Politische Aktivitäten des Referenten

  • Parteimitgliedschaft: 1970 bis 1975 war Christoph Butterwegge Mitglied der SPD und bei den Jusos in NRW aktiv. In einem Parteiordnungsverfahren wurde er wegen parteischädigendem Verhalten ausgeschlossen. Von 1987 bis 2005 war er erneut Mitglied der SPD und trat dann wieder aus.
  • Als Kandidat der Linken bei der Wahl des Bundespräsidenten wurde Christoph Butterwegge der breiten Öffentlichkeit bekannt, als er vor acht Jahren gegen Frank-Walter Steinmeier antrat. Er erzielte einen Achtungserfolg, als er 128 von insgesamt 1239 Stimmen auf sich vereinigen konnte.

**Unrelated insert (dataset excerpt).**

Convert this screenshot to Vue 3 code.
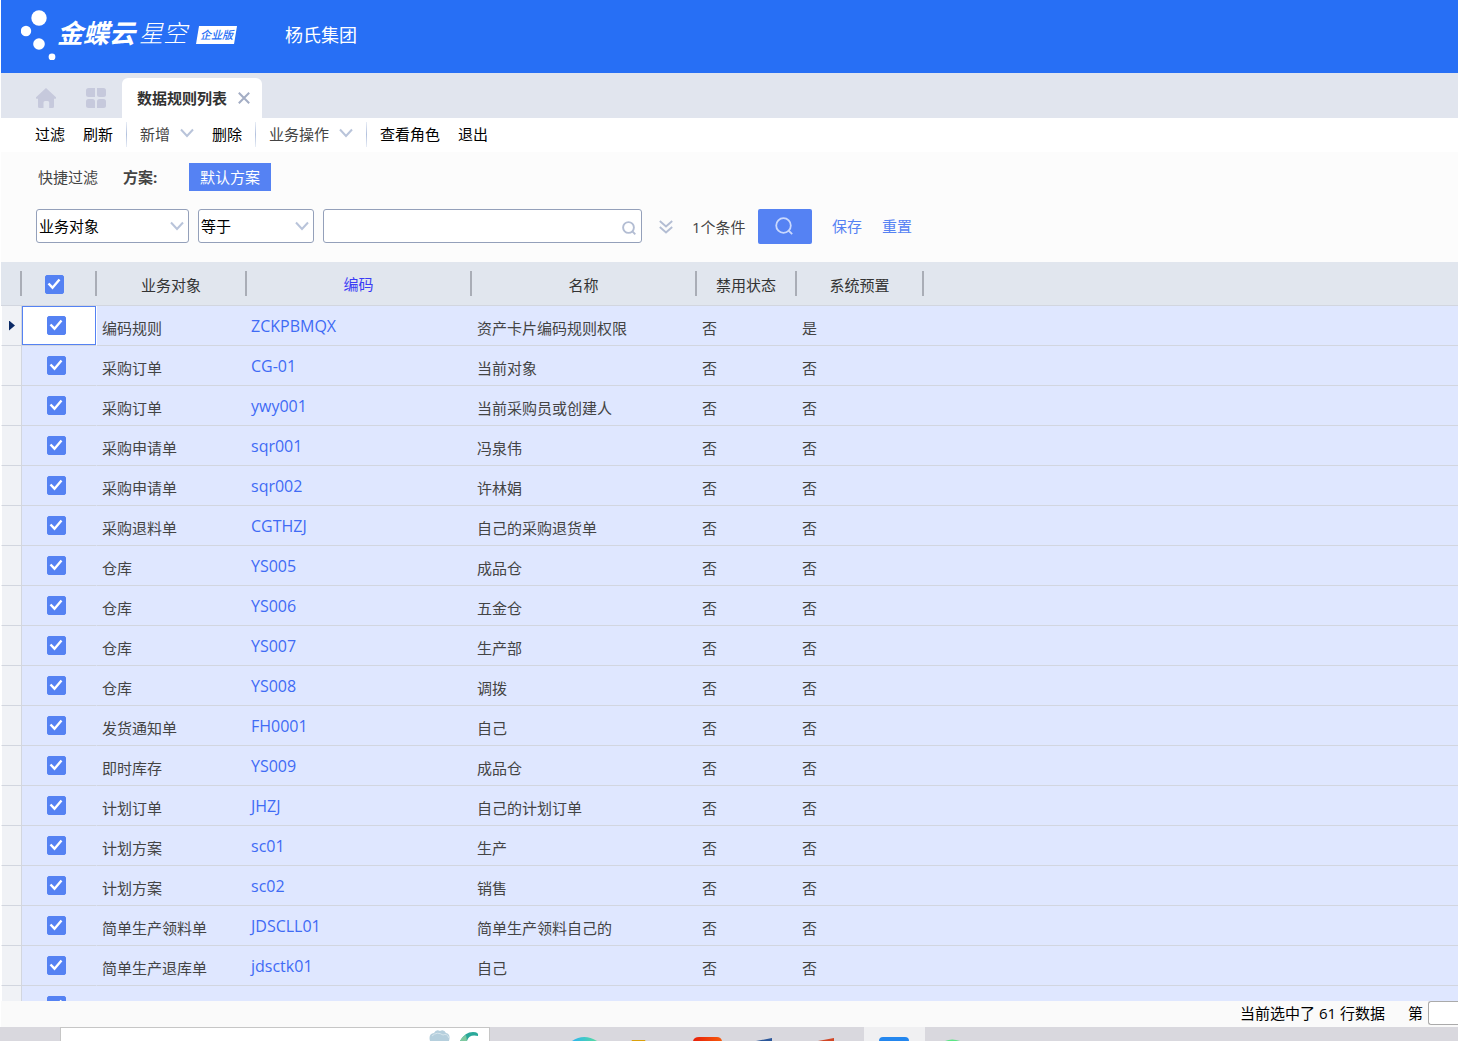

  • Er war Mitunterzeichner des „Manifests für Frieden“, der Anfang 2023 von der Politikerin Sahra Wagenknecht und der Publizistin Alice Schwarzer gestarteten Online-Petition. Sie rief den damaligen Bundeskanzler Olaf Scholz dazu auf, als Reaktion auf den russischen Angriffskrieg gegen die Ukraine „die Eskalation der Waffenlieferungen zu stoppen“ und sich „für einen Waffenstillstand und für Friedensverhandlungen“ einzusetzen.
  • Er war auch Unterzeichner des sozialdemokratischen Grundsatzpapiers, das vor wenigen Wochen für Unruhe innerhalb der SPD sorgte. Darin heißt es, dass es statt immer mehr Geld für die Nato „mehr finanzielle Mittel für Investitionen in Armutsbekämpfung, für Klimaschutz und gegen die Zerstörung der natürlichen Lebensgrundlagen“ brauche. Die Verteidigungsfähigkeit solle mit einer „Rüstungskontroll- und Abrüstungspolitik“ verknüpft werden. Zunächst brauche es unter anderem die „Begrenzung weiterer Eskalation“. Zu den mehr als 100 Unterzeichnenden gehörte auch Rolf Mützenich, wobei Butterwegge in seinem Vortrag erwähnte, dass dieser bei ihm promoviert habe.